--- Task objective ---
Transcribe each line of the material as it is, and drop any picture.
··········
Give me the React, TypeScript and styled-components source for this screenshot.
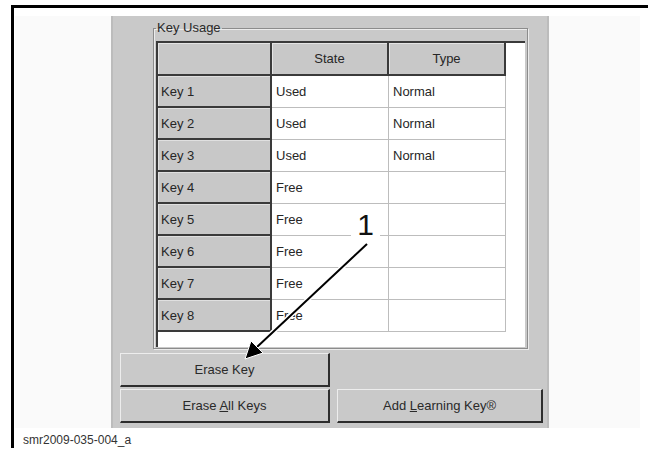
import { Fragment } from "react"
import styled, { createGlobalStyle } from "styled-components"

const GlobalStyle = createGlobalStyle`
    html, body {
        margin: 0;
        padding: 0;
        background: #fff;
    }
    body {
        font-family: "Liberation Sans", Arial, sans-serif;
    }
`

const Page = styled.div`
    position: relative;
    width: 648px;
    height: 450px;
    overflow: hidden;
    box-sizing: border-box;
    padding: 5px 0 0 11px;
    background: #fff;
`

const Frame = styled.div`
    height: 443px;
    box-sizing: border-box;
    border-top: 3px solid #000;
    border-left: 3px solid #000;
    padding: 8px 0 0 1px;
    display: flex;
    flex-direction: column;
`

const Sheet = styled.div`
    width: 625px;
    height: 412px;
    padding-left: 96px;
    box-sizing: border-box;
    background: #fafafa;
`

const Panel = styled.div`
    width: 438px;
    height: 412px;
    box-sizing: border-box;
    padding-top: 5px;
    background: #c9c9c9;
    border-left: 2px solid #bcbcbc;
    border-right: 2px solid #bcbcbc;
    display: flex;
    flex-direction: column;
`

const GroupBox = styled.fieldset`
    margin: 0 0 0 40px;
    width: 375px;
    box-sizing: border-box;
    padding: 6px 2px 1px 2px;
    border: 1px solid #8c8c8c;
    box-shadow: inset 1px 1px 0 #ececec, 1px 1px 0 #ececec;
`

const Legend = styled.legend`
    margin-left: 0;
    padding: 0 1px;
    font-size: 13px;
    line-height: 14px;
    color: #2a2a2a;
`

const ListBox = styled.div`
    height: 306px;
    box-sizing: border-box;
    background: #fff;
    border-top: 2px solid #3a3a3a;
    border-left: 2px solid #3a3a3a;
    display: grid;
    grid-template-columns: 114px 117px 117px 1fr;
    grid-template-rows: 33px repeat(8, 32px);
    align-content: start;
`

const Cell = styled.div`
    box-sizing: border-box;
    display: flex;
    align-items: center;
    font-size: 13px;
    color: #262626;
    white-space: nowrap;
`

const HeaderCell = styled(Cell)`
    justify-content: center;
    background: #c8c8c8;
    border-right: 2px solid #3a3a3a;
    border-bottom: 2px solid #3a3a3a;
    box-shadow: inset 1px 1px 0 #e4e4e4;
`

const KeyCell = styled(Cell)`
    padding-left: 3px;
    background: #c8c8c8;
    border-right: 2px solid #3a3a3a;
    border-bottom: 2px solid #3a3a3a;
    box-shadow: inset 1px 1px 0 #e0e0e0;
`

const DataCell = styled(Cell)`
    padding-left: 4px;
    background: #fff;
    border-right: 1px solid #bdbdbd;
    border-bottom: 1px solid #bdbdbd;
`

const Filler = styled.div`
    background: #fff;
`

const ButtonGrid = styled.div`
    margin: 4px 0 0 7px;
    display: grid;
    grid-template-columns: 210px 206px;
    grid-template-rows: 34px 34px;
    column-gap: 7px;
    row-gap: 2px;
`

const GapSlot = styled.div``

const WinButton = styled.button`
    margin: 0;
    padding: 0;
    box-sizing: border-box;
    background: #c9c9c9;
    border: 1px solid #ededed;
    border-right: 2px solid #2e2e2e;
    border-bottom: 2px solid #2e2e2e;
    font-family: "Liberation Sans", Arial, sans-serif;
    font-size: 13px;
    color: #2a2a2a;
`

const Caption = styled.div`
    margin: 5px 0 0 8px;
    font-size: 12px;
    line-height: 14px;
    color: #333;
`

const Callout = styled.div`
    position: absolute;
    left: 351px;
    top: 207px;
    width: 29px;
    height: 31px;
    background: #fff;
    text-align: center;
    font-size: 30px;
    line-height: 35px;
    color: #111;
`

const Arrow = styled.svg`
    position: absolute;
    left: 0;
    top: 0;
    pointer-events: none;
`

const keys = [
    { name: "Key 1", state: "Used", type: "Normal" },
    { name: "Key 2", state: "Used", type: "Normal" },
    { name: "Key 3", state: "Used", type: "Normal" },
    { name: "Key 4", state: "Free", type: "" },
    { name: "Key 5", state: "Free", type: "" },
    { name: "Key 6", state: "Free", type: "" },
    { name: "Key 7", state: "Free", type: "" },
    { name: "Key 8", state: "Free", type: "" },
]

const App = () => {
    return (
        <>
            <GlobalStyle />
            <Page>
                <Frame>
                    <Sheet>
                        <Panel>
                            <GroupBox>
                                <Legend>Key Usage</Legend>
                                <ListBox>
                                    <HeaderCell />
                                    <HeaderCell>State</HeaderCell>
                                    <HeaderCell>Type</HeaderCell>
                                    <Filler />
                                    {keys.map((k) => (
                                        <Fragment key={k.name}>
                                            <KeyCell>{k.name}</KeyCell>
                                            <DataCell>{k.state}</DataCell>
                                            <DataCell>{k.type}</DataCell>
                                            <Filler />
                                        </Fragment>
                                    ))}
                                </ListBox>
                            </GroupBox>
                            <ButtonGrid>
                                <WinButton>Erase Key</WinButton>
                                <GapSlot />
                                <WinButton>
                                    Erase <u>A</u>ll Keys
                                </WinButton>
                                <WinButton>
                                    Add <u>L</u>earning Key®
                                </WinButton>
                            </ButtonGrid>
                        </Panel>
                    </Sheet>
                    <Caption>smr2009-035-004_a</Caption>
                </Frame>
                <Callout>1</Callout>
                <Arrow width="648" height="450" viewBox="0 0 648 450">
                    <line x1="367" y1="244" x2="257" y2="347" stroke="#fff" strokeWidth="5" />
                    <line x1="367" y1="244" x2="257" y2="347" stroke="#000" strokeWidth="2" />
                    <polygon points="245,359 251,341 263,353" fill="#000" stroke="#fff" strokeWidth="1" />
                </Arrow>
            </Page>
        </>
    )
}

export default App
··········
--- Complete output ---
Give me the React, TypeScript and styled-components source for this screenshot.
import { Fragment } from "react"
import styled, { createGlobalStyle } from "styled-components"

const GlobalStyle = createGlobalStyle`
    html, body {
        margin: 0;
        padding: 0;
        background: #fff;
    }
    body {
        font-family: "Liberation Sans", Arial, sans-serif;
    }
`

const Page = styled.div`
    position: relative;
    width: 648px;
    height: 450px;
    overflow: hidden;
    box-sizing: border-box;
    padding: 5px 0 0 11px;
    background: #fff;
`

const Frame = styled.div`
    height: 443px;
    box-sizing: border-box;
    border-top: 3px solid #000;
    border-left: 3px solid #000;
    padding: 8px 0 0 1px;
    display: flex;
    flex-direction: column;
`

const Sheet = styled.div`
    width: 625px;
    height: 412px;
    padding-left: 96px;
    box-sizing: border-box;
    background: #fafafa;
`

const Panel = styled.div`
    width: 438px;
    height: 412px;
    box-sizing: border-box;
    padding-top: 5px;
    background: #c9c9c9;
    border-left: 2px solid #bcbcbc;
    border-right: 2px solid #bcbcbc;
    display: flex;
    flex-direction: column;
`

const GroupBox = styled.fieldset`
    margin: 0 0 0 40px;
    width: 375px;
    box-sizing: border-box;
    padding: 6px 2px 1px 2px;
    border: 1px solid #8c8c8c;
    box-shadow: inset 1px 1px 0 #ececec, 1px 1px 0 #ececec;
`

const Legend = styled.legend`
    margin-left: 0;
    padding: 0 1px;
    font-size: 13px;
    line-height: 14px;
    color: #2a2a2a;
`

const ListBox = styled.div`
    height: 306px;
    box-sizing: border-box;
    background: #fff;
    border-top: 2px solid #3a3a3a;
    border-left: 2px solid #3a3a3a;
    display: grid;
    grid-template-columns: 114px 117px 117px 1fr;
    grid-template-rows: 33px repeat(8, 32px);
    align-content: start;
`

const Cell = styled.div`
    box-sizing: border-box;
    display: flex;
    align-items: center;
    font-size: 13px;
    color: #262626;
    white-space: nowrap;
`

const HeaderCell = styled(Cell)`
    justify-content: center;
    background: #c8c8c8;
    border-right: 2px solid #3a3a3a;
    border-bottom: 2px solid #3a3a3a;
    box-shadow: inset 1px 1px 0 #e4e4e4;
`

const KeyCell = styled(Cell)`
    padding-left: 3px;
    background: #c8c8c8;
    border-right: 2px solid #3a3a3a;
    border-bottom: 2px solid #3a3a3a;
    box-shadow: inset 1px 1px 0 #e0e0e0;
`

const DataCell = styled(Cell)`
    padding-left: 4px;
    background: #fff;
    border-right: 1px solid #bdbdbd;
    border-bottom: 1px solid #bdbdbd;
`

const Filler = styled.div`
    background: #fff;
`

const ButtonGrid = styled.div`
    margin: 4px 0 0 7px;
    display: grid;
    grid-template-columns: 210px 206px;
    grid-template-rows: 34px 34px;
    column-gap: 7px;
    row-gap: 2px;
`

const GapSlot = styled.div``

const WinButton = styled.button`
    margin: 0;
    padding: 0;
    box-sizing: border-box;
    background: #c9c9c9;
    border: 1px solid #ededed;
    border-right: 2px solid #2e2e2e;
    border-bottom: 2px solid #2e2e2e;
    font-family: "Liberation Sans", Arial, sans-serif;
    font-size: 13px;
    color: #2a2a2a;
`

const Caption = styled.div`
    margin: 5px 0 0 8px;
    font-size: 12px;
    line-height: 14px;
    color: #333;
`

const Callout = styled.div`
    position: absolute;
    left: 351px;
    top: 207px;
    width: 29px;
    height: 31px;
    background: #fff;
    text-align: center;
    font-size: 30px;
    line-height: 35px;
    color: #111;
`

const Arrow = styled.svg`
    position: absolute;
    left: 0;
    top: 0;
    pointer-events: none;
`

const keys = [
    { name: "Key 1", state: "Used", type: "Normal" },
    { name: "Key 2", state: "Used", type: "Normal" },
    { name: "Key 3", state: "Used", type: "Normal" },
    { name: "Key 4", state: "Free", type: "" },
    { name: "Key 5", state: "Free", type: "" },
    { name: "Key 6", state: "Free", type: "" },
    { name: "Key 7", state: "Free", type: "" },
    { name: "Key 8", state: "Free", type: "" },
]

const App = () => {
    return (
        <>
            <GlobalStyle />
            <Page>
                <Frame>
                    <Sheet>
                        <Panel>
                            <GroupBox>
                                <Legend>Key Usage</Legend>
                                <ListBox>
                                    <HeaderCell />
                                    <HeaderCell>State</HeaderCell>
                                    <HeaderCell>Type</HeaderCell>
                                    <Filler />
                                    {keys.map((k) => (
                                        <Fragment key={k.name}>
                                            <KeyCell>{k.name}</KeyCell>
                                            <DataCell>{k.state}</DataCell>
                                            <DataCell>{k.type}</DataCell>
                                            <Filler />
                                        </Fragment>
                                    ))}
                                </ListBox>
                            </GroupBox>
                            <ButtonGrid>
                                <WinButton>Erase Key</WinButton>
                                <GapSlot />
                                <WinButton>
                                    Erase <u>A</u>ll Keys
                                </WinButton>
                                <WinButton>
                                    Add <u>L</u>earning Key®
                                </WinButton>
                            </ButtonGrid>
                        </Panel>
                    </Sheet>
                    <Caption>smr2009-035-004_a</Caption>
                </Frame>
                <Callout>1</Callout>
                <Arrow width="648" height="450" viewBox="0 0 648 450">
                    <line x1="367" y1="244" x2="257" y2="347" stroke="#fff" strokeWidth="5" />
                    <line x1="367" y1="244" x2="257" y2="347" stroke="#000" strokeWidth="2" />
                    <polygon points="245,359 251,341 263,353" fill="#000" stroke="#fff" strokeWidth="1" />
                </Arrow>
            </Page>
        </>
    )
}

export default App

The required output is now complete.